At a time when most sporting events in America just can’t really happen, the NBA’s owners and players got together, looked at how much money was on the line, shrugged their shoulders, and settled on bankrolling a golden battering ram to solve their short-term problems. It’s not that I’m not thankful for the big, stupid battering ram that will help me get work and shower me with basketball delights. It’s just infuriating that when everything else in America is drowning in a giant piss-filled toilet, our leaders and elites just shrug their shoulders, tell us to prepare for a horrible recession, double down on police violence as a means of maintaining order, and slander anyone with the temerity to wonder if maybe there are non-market solutions to any of this chaos.
Meanwhile, the planning and ingenuity that would get laughed out of any “serious” political discourse is on display in Florida. Contain and track coronavirus? Eh, sounds too expensive. Best to wait it out. Monthly stimulus checks to head off recession? Whoa, buddy, are you trying to raise the national debt? Address the looming terror of climate change? Sounds expensive! Also, I don’t know if that’s real. Make sure “The Billionaire Buyer” Tilman Fertitta doesn’t go bankrupt after issuing a billion dollars in bonds debt to buy the Houston Rockets? Heck, we better get a nation-state going. You think Disney World can help?
The NBA returning kicks ass. I can’t wait. But it’s also a symptom of the revolting function of our economy, where billionaires control massive swaths of capital, ready to be mobilized at the swipe of a finger, while the institutions that most people actually rely on—farms, clinics, grocery stores, hospitals, schools, old folks’ homes, the Postal Service, restaurants, public transportation, the roads, you name it—is subjected to non-stop starvation in the name of not making the billionaires who can afford to own and operate a professional sports franchise pay their fair share in taxes.
When Fertitta purchased the Rockets for $2.2 billion, he received an absurd tax break. Per Bloomberg, “Since the passage of the American Jobs Creation Act of 2004, buyers of sports teams have been able to write off a big chunk (sometimes almost all) of the purchase price against the team’s taxable income over 15 years. And because sports franchises these days are usually structured as limited liability companies or other pass-through entities whose earnings or losses flow through to owners’ personal tax returns, this tax deduction can also be used to offset income from other sources. This benefit is available to buyers of all kinds of businesses, but the remarkably high purchase prices of sports teams relative to the income they generate make it especially valuable to their owners.” Plus, taxpayers finance these billionaires’ NBA arenas.

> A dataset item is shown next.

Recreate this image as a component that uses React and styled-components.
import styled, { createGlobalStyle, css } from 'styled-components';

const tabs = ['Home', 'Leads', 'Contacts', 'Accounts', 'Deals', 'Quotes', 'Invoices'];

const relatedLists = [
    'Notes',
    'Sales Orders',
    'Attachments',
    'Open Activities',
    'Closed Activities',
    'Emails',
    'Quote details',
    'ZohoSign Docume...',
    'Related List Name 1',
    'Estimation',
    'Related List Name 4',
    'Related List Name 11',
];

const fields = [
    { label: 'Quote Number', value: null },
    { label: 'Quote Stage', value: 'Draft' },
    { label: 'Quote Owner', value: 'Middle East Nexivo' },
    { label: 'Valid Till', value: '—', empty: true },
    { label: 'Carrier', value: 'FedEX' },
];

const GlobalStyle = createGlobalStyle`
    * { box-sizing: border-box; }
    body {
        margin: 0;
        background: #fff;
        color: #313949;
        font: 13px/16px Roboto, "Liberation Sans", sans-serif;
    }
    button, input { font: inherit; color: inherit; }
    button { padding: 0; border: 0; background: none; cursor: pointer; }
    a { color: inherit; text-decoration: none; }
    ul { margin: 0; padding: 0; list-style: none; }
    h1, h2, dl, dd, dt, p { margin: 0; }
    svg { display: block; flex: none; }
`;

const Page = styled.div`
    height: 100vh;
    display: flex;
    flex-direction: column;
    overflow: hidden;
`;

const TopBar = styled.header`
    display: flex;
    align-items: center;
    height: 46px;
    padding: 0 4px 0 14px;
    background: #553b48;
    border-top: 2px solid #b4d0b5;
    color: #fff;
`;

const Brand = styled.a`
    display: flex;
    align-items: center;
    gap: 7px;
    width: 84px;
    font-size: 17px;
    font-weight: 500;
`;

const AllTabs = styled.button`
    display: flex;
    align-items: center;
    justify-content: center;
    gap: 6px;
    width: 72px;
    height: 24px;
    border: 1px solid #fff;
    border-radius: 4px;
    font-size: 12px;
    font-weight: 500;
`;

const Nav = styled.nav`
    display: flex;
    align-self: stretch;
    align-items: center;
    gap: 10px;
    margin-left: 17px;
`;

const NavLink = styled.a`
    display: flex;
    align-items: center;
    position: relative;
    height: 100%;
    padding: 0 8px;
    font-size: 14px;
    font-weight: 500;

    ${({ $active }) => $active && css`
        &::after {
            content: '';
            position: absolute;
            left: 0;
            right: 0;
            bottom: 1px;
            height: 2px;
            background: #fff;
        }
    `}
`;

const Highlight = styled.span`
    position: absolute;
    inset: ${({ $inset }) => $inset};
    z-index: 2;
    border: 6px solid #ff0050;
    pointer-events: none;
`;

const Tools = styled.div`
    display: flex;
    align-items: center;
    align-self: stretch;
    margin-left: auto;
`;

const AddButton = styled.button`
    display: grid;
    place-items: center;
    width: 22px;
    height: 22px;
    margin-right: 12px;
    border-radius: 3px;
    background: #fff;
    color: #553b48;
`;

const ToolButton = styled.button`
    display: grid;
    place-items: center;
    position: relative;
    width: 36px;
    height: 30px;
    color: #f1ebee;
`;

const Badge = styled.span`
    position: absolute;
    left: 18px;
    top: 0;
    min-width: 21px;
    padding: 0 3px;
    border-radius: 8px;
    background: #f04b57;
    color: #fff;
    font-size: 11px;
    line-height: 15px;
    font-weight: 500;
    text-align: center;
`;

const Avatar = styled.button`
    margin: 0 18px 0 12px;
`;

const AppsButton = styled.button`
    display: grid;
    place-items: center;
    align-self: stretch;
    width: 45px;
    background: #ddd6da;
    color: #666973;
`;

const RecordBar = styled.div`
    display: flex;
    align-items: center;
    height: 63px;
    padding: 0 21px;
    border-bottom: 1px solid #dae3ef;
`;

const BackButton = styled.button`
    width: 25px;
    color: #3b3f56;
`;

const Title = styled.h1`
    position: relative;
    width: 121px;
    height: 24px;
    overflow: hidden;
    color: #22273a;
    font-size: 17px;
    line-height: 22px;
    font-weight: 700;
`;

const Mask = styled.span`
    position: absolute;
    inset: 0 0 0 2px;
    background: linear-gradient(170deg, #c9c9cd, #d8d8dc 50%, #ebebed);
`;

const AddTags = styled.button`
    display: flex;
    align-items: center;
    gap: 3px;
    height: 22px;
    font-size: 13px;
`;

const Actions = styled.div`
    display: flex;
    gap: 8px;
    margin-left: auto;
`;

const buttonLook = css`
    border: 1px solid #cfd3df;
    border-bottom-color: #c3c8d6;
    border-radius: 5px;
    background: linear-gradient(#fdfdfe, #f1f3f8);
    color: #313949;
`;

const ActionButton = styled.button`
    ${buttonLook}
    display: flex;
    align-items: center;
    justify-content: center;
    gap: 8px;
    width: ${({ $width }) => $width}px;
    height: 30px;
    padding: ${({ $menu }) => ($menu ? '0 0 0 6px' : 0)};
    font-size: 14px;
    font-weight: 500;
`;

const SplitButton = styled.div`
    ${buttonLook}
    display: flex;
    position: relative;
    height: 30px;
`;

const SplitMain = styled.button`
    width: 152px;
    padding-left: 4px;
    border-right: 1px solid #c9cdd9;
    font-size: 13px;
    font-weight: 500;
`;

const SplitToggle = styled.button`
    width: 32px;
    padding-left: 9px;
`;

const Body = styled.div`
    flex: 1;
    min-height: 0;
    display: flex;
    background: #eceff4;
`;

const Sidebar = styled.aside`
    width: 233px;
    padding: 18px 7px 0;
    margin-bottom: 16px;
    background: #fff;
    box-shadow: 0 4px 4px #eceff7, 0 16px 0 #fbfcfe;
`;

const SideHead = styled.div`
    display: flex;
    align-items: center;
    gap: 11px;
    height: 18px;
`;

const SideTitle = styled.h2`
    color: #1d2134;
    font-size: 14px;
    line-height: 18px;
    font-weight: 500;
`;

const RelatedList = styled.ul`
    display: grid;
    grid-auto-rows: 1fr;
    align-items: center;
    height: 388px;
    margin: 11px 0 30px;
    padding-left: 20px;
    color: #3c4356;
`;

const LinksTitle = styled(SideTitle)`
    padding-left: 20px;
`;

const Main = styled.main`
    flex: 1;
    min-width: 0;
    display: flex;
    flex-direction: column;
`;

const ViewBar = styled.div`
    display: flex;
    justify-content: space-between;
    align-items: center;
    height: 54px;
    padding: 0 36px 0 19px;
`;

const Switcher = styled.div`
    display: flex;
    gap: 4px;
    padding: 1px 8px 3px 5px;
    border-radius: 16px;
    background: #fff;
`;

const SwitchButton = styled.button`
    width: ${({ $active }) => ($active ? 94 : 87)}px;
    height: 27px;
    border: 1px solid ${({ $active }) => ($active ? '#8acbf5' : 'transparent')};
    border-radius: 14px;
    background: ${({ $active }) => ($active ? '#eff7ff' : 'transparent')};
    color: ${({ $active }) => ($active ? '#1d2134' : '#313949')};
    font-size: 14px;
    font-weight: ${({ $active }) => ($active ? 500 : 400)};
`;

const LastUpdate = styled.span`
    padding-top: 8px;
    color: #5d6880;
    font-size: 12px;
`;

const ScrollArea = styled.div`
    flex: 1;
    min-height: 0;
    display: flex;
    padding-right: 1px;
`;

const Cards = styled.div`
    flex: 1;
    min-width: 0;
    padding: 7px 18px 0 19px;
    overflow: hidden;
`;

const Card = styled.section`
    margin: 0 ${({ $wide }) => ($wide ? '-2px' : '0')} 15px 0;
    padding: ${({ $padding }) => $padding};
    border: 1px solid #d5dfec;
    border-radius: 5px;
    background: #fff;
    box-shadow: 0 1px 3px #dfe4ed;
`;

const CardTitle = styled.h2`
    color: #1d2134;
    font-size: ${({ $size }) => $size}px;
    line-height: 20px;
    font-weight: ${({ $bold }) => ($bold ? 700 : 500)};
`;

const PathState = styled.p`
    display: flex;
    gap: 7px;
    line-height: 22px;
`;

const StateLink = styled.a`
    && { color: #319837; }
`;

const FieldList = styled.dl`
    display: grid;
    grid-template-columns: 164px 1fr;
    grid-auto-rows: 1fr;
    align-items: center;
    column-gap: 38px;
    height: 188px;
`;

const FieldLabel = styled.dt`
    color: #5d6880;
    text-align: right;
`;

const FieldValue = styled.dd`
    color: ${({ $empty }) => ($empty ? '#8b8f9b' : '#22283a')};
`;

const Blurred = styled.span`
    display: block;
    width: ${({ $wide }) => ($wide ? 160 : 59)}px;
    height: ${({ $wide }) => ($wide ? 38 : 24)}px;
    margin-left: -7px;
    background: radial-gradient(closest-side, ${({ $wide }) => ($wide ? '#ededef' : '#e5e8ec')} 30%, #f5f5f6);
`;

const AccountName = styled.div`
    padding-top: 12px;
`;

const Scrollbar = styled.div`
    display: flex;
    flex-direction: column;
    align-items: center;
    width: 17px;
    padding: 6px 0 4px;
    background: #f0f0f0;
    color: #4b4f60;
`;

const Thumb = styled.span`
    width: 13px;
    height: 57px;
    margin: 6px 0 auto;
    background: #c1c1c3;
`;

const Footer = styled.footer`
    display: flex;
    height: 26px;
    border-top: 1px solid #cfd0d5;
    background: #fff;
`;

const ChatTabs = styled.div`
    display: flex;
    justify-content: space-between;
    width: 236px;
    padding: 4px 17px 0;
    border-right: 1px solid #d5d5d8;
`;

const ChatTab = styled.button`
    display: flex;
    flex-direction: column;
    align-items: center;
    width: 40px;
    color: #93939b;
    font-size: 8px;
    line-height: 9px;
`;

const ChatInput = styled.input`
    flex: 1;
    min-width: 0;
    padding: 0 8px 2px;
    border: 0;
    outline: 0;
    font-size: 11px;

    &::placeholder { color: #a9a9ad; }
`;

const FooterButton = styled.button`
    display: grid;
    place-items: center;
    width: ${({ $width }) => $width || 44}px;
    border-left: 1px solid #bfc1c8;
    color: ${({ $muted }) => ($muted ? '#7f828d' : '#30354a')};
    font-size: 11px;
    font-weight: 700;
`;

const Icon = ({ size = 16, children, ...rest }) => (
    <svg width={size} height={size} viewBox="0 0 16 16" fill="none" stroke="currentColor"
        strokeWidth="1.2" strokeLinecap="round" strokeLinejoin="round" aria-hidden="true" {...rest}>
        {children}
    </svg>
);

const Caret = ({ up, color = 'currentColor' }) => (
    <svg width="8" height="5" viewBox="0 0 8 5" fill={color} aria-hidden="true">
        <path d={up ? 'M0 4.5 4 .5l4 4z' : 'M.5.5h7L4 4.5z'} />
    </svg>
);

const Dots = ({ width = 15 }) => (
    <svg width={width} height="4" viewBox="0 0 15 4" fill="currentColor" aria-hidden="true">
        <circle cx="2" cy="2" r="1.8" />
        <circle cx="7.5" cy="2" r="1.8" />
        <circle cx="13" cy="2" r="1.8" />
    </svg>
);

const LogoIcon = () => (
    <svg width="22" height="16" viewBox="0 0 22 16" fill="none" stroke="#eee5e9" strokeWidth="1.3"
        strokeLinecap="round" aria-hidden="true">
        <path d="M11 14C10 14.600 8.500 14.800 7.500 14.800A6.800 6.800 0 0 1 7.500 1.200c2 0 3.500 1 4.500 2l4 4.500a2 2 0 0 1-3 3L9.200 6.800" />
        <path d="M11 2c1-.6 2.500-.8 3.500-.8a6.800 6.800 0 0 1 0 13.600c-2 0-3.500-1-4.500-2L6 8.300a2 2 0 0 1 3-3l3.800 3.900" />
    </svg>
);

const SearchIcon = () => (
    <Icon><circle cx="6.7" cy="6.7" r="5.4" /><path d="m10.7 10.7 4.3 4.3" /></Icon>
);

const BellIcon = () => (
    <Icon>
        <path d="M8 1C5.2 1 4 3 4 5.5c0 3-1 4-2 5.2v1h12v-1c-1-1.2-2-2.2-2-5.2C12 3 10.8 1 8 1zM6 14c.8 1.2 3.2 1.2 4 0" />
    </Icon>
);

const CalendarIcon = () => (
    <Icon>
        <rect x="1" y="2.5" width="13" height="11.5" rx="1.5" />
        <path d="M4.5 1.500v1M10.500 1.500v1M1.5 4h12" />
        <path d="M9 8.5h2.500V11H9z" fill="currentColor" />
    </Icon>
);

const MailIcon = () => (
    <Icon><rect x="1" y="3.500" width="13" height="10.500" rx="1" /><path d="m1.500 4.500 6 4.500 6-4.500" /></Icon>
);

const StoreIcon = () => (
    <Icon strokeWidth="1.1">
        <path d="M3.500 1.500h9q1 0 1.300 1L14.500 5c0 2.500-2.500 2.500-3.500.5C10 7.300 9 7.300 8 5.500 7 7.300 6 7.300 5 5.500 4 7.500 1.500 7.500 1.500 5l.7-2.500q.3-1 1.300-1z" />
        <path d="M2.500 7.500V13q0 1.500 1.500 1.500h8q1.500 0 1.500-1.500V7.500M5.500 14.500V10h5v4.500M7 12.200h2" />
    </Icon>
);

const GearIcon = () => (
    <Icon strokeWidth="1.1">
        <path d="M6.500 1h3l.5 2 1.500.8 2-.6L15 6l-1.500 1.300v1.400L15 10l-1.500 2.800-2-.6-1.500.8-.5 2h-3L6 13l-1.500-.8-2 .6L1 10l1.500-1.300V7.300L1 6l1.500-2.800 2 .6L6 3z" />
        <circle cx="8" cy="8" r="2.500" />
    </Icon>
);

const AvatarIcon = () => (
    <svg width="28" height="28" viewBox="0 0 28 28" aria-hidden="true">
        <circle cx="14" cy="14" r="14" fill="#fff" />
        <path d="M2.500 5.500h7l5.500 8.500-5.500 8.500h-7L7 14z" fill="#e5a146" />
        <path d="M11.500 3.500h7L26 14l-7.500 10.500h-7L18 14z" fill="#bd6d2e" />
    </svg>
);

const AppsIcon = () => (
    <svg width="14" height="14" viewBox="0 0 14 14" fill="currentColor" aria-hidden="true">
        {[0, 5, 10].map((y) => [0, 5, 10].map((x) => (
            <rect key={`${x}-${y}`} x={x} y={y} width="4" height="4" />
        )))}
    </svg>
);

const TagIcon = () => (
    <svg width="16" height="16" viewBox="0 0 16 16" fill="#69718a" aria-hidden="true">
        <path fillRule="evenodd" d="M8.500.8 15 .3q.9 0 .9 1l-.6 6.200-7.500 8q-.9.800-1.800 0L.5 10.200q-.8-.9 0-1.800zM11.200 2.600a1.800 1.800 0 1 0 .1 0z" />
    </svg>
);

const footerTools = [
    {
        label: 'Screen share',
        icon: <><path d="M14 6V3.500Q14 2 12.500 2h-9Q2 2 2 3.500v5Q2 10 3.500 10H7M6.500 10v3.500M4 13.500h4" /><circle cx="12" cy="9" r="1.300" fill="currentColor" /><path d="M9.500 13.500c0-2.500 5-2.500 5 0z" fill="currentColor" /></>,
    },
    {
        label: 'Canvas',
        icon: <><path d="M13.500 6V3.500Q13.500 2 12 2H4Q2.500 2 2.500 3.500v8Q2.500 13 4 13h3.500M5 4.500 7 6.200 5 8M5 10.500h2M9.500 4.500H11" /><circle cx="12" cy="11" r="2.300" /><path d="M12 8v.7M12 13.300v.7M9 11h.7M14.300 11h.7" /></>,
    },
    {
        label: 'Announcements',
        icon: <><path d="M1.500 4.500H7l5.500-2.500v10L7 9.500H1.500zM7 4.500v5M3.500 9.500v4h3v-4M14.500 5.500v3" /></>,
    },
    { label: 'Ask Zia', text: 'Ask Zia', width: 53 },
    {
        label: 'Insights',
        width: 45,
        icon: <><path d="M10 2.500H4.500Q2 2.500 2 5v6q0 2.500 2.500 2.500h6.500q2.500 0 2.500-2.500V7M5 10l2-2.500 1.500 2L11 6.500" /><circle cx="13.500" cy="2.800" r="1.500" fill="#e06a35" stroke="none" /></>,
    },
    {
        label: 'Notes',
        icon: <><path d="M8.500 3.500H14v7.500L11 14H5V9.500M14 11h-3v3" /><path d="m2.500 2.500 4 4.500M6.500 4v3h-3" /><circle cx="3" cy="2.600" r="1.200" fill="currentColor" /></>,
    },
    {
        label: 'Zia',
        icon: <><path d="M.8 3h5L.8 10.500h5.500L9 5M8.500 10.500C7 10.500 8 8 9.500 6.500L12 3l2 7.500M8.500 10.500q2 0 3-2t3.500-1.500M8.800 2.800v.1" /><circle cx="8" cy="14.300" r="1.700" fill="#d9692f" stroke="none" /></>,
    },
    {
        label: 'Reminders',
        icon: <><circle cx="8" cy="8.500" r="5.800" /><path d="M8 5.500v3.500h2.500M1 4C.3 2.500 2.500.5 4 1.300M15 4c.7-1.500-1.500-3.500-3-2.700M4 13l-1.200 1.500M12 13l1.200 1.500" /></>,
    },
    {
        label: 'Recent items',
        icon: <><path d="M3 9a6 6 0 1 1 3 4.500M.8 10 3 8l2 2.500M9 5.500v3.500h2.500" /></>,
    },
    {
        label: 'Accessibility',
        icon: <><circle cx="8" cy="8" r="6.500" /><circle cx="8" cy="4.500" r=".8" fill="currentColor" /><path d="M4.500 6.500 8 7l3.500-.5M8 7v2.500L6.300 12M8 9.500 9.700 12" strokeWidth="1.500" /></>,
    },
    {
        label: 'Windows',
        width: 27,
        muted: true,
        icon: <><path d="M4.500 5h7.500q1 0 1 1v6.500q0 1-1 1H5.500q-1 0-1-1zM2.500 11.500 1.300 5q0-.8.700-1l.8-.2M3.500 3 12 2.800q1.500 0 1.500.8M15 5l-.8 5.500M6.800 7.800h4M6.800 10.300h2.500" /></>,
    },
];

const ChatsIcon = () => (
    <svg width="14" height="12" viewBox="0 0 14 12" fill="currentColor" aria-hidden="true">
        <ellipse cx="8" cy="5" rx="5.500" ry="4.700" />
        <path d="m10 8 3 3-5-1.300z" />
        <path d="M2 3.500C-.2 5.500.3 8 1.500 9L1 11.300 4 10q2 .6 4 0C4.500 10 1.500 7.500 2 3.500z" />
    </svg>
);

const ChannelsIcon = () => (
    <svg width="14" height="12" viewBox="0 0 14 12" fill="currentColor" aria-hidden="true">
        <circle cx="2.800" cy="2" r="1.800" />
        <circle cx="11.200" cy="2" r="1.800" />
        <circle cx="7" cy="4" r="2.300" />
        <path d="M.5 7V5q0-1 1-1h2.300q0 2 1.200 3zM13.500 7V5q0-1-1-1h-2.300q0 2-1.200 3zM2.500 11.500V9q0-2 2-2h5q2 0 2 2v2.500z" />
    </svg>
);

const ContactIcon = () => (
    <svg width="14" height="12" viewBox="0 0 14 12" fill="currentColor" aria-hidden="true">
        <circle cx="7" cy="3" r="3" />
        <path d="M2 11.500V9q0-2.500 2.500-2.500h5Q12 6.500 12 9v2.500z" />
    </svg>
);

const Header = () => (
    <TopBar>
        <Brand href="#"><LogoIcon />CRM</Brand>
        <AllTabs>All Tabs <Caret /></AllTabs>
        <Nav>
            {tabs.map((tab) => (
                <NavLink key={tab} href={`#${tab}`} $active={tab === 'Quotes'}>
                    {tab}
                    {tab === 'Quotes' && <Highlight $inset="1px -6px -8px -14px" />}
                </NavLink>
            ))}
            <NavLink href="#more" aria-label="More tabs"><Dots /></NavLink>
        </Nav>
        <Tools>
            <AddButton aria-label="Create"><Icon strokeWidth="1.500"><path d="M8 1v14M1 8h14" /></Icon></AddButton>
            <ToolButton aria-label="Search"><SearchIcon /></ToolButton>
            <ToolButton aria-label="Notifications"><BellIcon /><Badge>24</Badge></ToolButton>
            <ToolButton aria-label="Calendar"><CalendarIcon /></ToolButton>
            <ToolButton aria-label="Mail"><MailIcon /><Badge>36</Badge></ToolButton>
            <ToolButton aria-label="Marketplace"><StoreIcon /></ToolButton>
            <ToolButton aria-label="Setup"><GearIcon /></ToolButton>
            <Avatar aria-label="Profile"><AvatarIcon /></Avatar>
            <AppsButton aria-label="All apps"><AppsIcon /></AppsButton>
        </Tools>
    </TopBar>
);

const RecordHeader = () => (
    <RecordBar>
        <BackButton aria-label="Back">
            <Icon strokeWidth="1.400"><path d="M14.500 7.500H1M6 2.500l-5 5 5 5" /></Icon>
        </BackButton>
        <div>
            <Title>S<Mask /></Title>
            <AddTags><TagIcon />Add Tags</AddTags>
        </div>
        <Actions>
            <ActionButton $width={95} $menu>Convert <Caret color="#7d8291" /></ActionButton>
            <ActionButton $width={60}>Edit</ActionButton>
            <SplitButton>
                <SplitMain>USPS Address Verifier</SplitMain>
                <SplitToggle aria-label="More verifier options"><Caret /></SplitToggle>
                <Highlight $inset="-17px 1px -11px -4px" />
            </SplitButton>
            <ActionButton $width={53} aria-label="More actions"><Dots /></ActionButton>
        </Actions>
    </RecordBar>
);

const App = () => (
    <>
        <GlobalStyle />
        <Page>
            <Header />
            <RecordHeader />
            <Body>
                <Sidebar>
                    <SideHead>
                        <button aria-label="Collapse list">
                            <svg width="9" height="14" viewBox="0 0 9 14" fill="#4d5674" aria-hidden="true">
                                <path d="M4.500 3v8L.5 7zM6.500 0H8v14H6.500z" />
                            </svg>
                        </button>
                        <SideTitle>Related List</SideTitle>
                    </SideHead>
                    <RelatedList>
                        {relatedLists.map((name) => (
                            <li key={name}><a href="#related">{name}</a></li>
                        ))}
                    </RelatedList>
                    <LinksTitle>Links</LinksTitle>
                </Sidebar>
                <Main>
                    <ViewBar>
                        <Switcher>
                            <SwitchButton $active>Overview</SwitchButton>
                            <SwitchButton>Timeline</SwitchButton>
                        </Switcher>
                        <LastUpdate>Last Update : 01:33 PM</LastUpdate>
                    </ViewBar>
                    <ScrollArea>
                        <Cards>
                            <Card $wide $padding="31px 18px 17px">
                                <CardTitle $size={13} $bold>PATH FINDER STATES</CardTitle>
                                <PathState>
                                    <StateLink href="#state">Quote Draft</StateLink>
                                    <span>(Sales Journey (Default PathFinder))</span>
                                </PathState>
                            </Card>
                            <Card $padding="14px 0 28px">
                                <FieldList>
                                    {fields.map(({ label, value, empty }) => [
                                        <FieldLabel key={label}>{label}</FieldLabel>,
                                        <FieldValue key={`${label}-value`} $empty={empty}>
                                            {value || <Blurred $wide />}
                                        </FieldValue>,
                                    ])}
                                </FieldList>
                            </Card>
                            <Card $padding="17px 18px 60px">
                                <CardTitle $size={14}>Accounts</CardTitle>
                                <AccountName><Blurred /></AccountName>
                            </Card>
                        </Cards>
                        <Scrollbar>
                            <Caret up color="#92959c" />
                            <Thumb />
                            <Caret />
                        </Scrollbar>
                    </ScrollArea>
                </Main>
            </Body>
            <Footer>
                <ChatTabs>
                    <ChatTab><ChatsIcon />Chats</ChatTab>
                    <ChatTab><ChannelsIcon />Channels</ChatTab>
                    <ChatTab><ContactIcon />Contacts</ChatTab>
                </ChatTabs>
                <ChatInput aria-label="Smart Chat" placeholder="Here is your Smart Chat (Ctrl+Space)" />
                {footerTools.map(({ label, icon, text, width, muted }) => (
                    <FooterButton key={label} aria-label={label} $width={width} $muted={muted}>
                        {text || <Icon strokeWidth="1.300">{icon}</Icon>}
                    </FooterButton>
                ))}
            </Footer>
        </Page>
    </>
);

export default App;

Pro sports have returned in other countries too. Germany’s Bundesliga soccer club had been playing to empty stadiums for the last few weeks, as has the Korean Baseball Organization, because the countries where these leagues operate were able to get the clamps on early and efficiently enough to make it not completely idiotic to play sports outside of a massive quarantine bubble. The only thing keeping the United States from doing the same is the perplexing set of decisions that have left an obscene amount of wealth in the hands of a ludicrously small minority of people in the name of... what, exactly?